I recently started a calculus course that uses an online textbook. Buying this textbook online was mandatory, not for the content, but to get an electronic access code for homework assignments. While I had the option of additionally buying a physical copy of the book, I don’t like the idea of textbook publishers trying to squeeze the used books market with scummy tactics like this. On top of this, unless I paid extra, I will lose access to this book at some point in the future. That is unacceptable to me. So… I’m going to crack it.

(Yes, I probably could have just torrented a PDF copy. But that’s no fun!)

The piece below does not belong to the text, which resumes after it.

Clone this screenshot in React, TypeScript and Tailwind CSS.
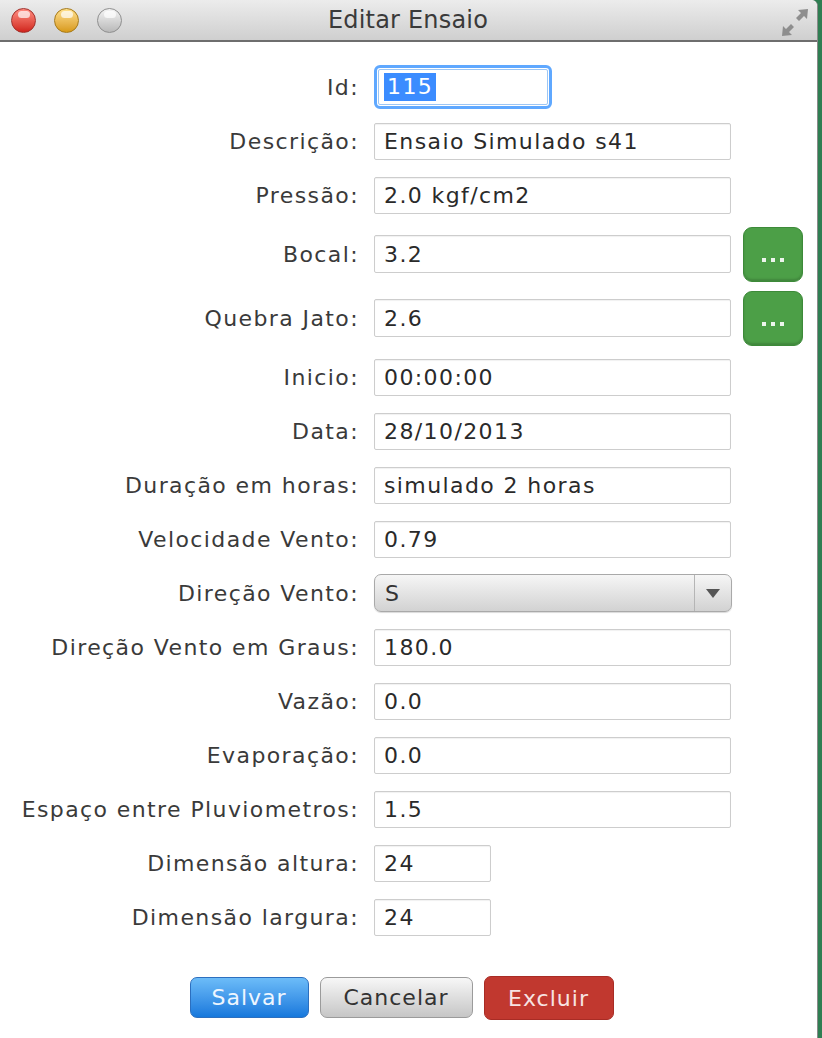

The DRM on this textbook is pretty intense. Of course, there isn’t a “download PDF” option. There is a printing option, but it’s limited to 10 pages at a time, and prints the pages out with a large watermark in the center, along with licensing info (my name, number, and a “do not scan, copy, duplicate, distribute, or exercise any freedom with the material” notice) in the margins. Fun!

First, we need to download all the pages. Due to the download limit, this is going to take forever… right? Nope! A little Clojure and java.awt.Robot has our mouse pointer whizzing around the screen by itself.

(ns scraper.core)

(import '(java.awt Robot)
        '(java.awt.event KeyEvent InputEvent))

(use '[clojure.string :only (join)])

(defn char-to-key [c]
    (KeyEvent/getExtendedKeyCodeForChar (int c)))

(defn type-key [r c]
    (.keyPress r c)
    (.delay r 100)
    (.keyRelease r c))

(defn type-string [r s]
    (doseq [c (seq s)]
        (let [upcase? (Character/isUpperCase c)]
              (if upcase? (.keyPress r KeyEvent/VK_SHIFT))
              (.delay r 100)
              (type-key r (char-to-key c))
              (if upcase? (.keyRelease r KeyEvent/VK_SHIFT))
              (.delay r 100)))
    (.waitForIdle r))

(defn mouse-down [r] (.mousePress r InputEvent/BUTTON1_DOWN_MASK))
(defn mouse-up [r] (.mouseRelease r InputEvent/BUTTON1_DOWN_MASK))

(defn click-mouse [r f]
    (when-not (nil? f)
        (f r))
    (doto r
        (.delay 100)

(defn to-next-page [r] (.mouseMove r 727 752))

(defn to-print-button [r] (.mouseMove r 758 154))
(defn to-page-range [r] (.mouseMove r 630 406))
(defn to-page-range-box [r] (.mouseMove r 713 401))

(defn type-range [r l u]
    (type-string r (format "%s-%s" (str l) (str u))))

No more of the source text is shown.